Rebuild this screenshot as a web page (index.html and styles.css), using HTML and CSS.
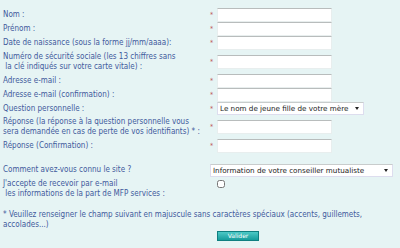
FILE: index.html
```html
<!DOCTYPE html>
<html>
<head>
    <title>Inscription</title>
    <link rel="stylesheet" href="styles.css">
</head>
<body>
    <form class="signup-form">
        <div class="form-row">
            <label class="form-label" for="nom">Nom :</label>
            <div class="form-field"><span class="req">*</span><input type="text" id="nom"></div>
        </div>
        <div class="form-row">
            <label class="form-label" for="prenom">Prénom :</label>
            <div class="form-field"><span class="req">*</span><input type="text" id="prenom"></div>
        </div>
        <div class="form-row">
            <label class="form-label" for="naissance">Date de naissance (sous la forme <u>jj</u>/mm/aaaa):</label>
            <div class="form-field"><span class="req">*</span><input type="text" id="naissance"></div>
        </div>
        <div class="form-row form-row-tall">
            <label class="form-label" for="secu">Numéro de sécurité sociale (les 13 chiffres sans<br>&nbsp;la clé indiqués sur votre carte vitale) :</label>
            <div class="form-field"><span class="req">*</span><input type="text" id="secu"></div>
        </div>
        <div class="form-row">
            <label class="form-label" for="email">Adresse e-mail :</label>
            <div class="form-field"><span class="req">*</span><input type="text" id="email"></div>
        </div>
        <div class="form-row">
            <label class="form-label" for="email2">Adresse e-mail (confirmation) :</label>
            <div class="form-field"><span class="req">*</span><input type="text" id="email2"></div>
        </div>
        <div class="form-row form-row-short">
            <label class="form-label" for="question">Question personnelle :</label>
            <div class="form-field"><span class="req">*</span>
                <span class="select-wrap">
                    <select id="question" class="select-question">
                        <option>Le nom de jeune fille de votre mère</option>
                    </select>
                </span>
            </div>
        </div>
        <div class="form-row form-row-tall">
            <label class="form-label" for="reponse">Réponse (la réponse à la question personnelle vous<br>sera demandée en cas de perte de vos identifiants) * :</label>
            <div class="form-field"><span class="req">*</span><input type="text" id="reponse"></div>
        </div>
        <div class="form-row">
            <label class="form-label" for="reponse2">Réponse (Confirmation) :</label>
            <div class="form-field"><span class="req">*</span><input type="text" id="reponse2"></div>
        </div>

        <div class="form-row form-row-gap">
            <label class="form-label" for="connu">Comment avez-vous connu le site ?</label>
            <div class="form-field">
                <span class="select-wrap">
                    <select id="connu" class="select-connu">
                        <option>Information de votre conseiller mutualiste</option>
                    </select>
                </span>
            </div>
        </div>
        <div class="form-row form-row-tall">
            <label class="form-label" for="optin">J'accepte de recevoir par e-mail<br>&nbsp;les informations de la part de MFP services :</label>
            <div class="form-field form-field-top"><input type="checkbox" id="optin"></div>
        </div>

        <p class="form-note">* Veuillez renseigner le champ suivant en majuscule sans caractères spéciaux (accents, guillemets,<br>accolades...)</p>

        <div class="form-actions">
            <button type="button" class="btn-valider">Valider</button>
        </div>
    </form>
</body>
</html>
```

FILE: styles.css
```css
body {
    margin: 0;
    padding: 8px 0 0 3px;
    background-color: #e6f4f4;
    font-family: "DejaVu Sans Condensed", "DejaVu Sans", sans-serif;
    font-size: 8px;
    color: #3f5a9c;
}
.signup-form {
    width: 395px;
}
.form-row {
    display: flex;
    align-items: center;
    min-height: 14px;
}
.form-row-tall {
    min-height: 24px;
}
.form-row-short {
    min-height: 12px;
}
.form-row-gap {
    margin-top: 10px;
}
.form-label {
    width: 207px;
    line-height: 10px;
    flex-shrink: 0;
}
.form-field {
    display: flex;
    align-items: center;
}
.form-field-top {
    align-self: flex-start;
    padding-top: 3px;
}
.req {
    width: 7px;
    color: #b55;
    font-size: 7px;
}
.form-field input[type="text"] {
    width: 115px;
    height: 14px;
    padding: 0 2px;
    margin: 0;
    border: 1px solid #e8eeee;
    border-top-color: #b8bcbc;
    background-color: #fff;
    box-sizing: border-box;
}
.select-wrap {
    position: relative;
    display: inline-block;
}
.select-wrap::after {
    content: "";
    position: absolute;
    right: 5px;
    top: 5px;
    border-left: 2px solid transparent;
    border-right: 2px solid transparent;
    border-top: 3px solid #222;
    pointer-events: none;
}
.form-field select {
    -webkit-appearance: none;
    appearance: none;
    display: block;
    height: 13px;
    padding: 0 0 0 2px;
    margin: 0;
    border: 1px solid #dde;
    border-top-color: #c8cccc;
    background-color: #fff;
    font-family: "DejaVu Sans", sans-serif;
    font-size: 7.2px;
    line-height: 11px;
    color: #222;
}
.select-question {
    width: 147px;
}
.select-connu {
    width: 183px;
    margin-left: 1px;
}
.form-field input[type="checkbox"] {
    width: 8px;
    height: 8px;
    margin: 0 0 0 7px;
}
.form-note {
    margin: 9px 0 0;
    white-space: nowrap;
    line-height: 10px;
}
.form-actions {
    padding: 1px 0 0 214px;
}
.btn-valider {
    display: block;
    width: 42px;
    height: 10px;
    padding: 0;
    border: 1px solid #0f7f80;
    background: linear-gradient(#4cc9c6, #169c9c);
    color: #fff;
    font-family: "DejaVu Sans", sans-serif;
    font-size: 6px;
    line-height: 8px;
}
```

-- -- --

### Problem to solve
Write the material out again exactly as it appears, dropping the pictures.

### Reply to the exercise
Rebuild this screenshot as a web page (index.html and styles.css), using HTML and CSS.
FILE: index.html
```html
<!DOCTYPE html>
<html>
<head>
    <title>Inscription</title>
    <link rel="stylesheet" href="styles.css">
</head>
<body>
    <form class="signup-form">
        <div class="form-row">
            <label class="form-label" for="nom">Nom :</label>
            <div class="form-field"><span class="req">*</span><input type="text" id="nom"></div>
        </div>
        <div class="form-row">
            <label class="form-label" for="prenom">Prénom :</label>
            <div class="form-field"><span class="req">*</span><input type="text" id="prenom"></div>
        </div>
        <div class="form-row">
            <label class="form-label" for="naissance">Date de naissance (sous la forme <u>jj</u>/mm/aaaa):</label>
            <div class="form-field"><span class="req">*</span><input type="text" id="naissance"></div>
        </div>
        <div class="form-row form-row-tall">
            <label class="form-label" for="secu">Numéro de sécurité sociale (les 13 chiffres sans<br>&nbsp;la clé indiqués sur votre carte vitale) :</label>
            <div class="form-field"><span class="req">*</span><input type="text" id="secu"></div>
        </div>
        <div class="form-row">
            <label class="form-label" for="email">Adresse e-mail :</label>
            <div class="form-field"><span class="req">*</span><input type="text" id="email"></div>
        </div>
        <div class="form-row">
            <label class="form-label" for="email2">Adresse e-mail (confirmation) :</label>
            <div class="form-field"><span class="req">*</span><input type="text" id="email2"></div>
        </div>
        <div class="form-row form-row-short">
            <label class="form-label" for="question">Question personnelle :</label>
            <div class="form-field"><span class="req">*</span>
                <span class="select-wrap">
                    <select id="question" class="select-question">
                        <option>Le nom de jeune fille de votre mère</option>
                    </select>
                </span>
            </div>
        </div>
        <div class="form-row form-row-tall">
            <label class="form-label" for="reponse">Réponse (la réponse à la question personnelle vous<br>sera demandée en cas de perte de vos identifiants) * :</label>
            <div class="form-field"><span class="req">*</span><input type="text" id="reponse"></div>
        </div>
        <div class="form-row">
            <label class="form-label" for="reponse2">Réponse (Confirmation) :</label>
            <div class="form-field"><span class="req">*</span><input type="text" id="reponse2"></div>
        </div>

        <div class="form-row form-row-gap">
            <label class="form-label" for="connu">Comment avez-vous connu le site ?</label>
            <div class="form-field">
                <span class="select-wrap">
                    <select id="connu" class="select-connu">
                        <option>Information de votre conseiller mutualiste</option>
                    </select>
                </span>
            </div>
        </div>
        <div class="form-row form-row-tall">
            <label class="form-label" for="optin">J'accepte de recevoir par e-mail<br>&nbsp;les informations de la part de MFP services :</label>
            <div class="form-field form-field-top"><input type="checkbox" id="optin"></div>
        </div>

        <p class="form-note">* Veuillez renseigner le champ suivant en majuscule sans caractères spéciaux (accents, guillemets,<br>accolades...)</p>

        <div class="form-actions">
            <button type="button" class="btn-valider">Valider</button>
        </div>
    </form>
</body>
</html>
```

FILE: styles.css
```css
body {
    margin: 0;
    padding: 8px 0 0 3px;
    background-color: #e6f4f4;
    font-family: "DejaVu Sans Condensed", "DejaVu Sans", sans-serif;
    font-size: 8px;
    color: #3f5a9c;
}
.signup-form {
    width: 395px;
}
.form-row {
    display: flex;
    align-items: center;
    min-height: 14px;
}
.form-row-tall {
    min-height: 24px;
}
.form-row-short {
    min-height: 12px;
}
.form-row-gap {
    margin-top: 10px;
}
.form-label {
    width: 207px;
    line-height: 10px;
    flex-shrink: 0;
}
.form-field {
    display: flex;
    align-items: center;
}
.form-field-top {
    align-self: flex-start;
    padding-top: 3px;
}
.req {
    width: 7px;
    color: #b55;
    font-size: 7px;
}
.form-field input[type="text"] {
    width: 115px;
    height: 14px;
    padding: 0 2px;
    margin: 0;
    border: 1px solid #e8eeee;
    border-top-color: #b8bcbc;
    background-color: #fff;
    box-sizing: border-box;
}
.select-wrap {
    position: relative;
    display: inline-block;
}
.select-wrap::after {
    content: "";
    position: absolute;
    right: 5px;
    top: 5px;
    border-left: 2px solid transparent;
    border-right: 2px solid transparent;
    border-top: 3px solid #222;
    pointer-events: none;
}
.form-field select {
    -webkit-appearance: none;
    appearance: none;
    display: block;
    height: 13px;
    padding: 0 0 0 2px;
    margin: 0;
    border: 1px solid #dde;
    border-top-color: #c8cccc;
    background-color: #fff;
    font-family: "DejaVu Sans", sans-serif;
    font-size: 7.2px;
    line-height: 11px;
    color: #222;
}
.select-question {
    width: 147px;
}
.select-connu {
    width: 183px;
    margin-left: 1px;
}
.form-field input[type="checkbox"] {
    width: 8px;
    height: 8px;
    margin: 0 0 0 7px;
}
.form-note {
    margin: 9px 0 0;
    white-space: nowrap;
    line-height: 10px;
}
.form-actions {
    padding: 1px 0 0 214px;
}
.btn-valider {
    display: block;
    width: 42px;
    height: 10px;
    padding: 0;
    border: 1px solid #0f7f80;
    background: linear-gradient(#4cc9c6, #169c9c);
    color: #fff;
    font-family: "DejaVu Sans", sans-serif;
    font-size: 6px;
    line-height: 8px;
}
```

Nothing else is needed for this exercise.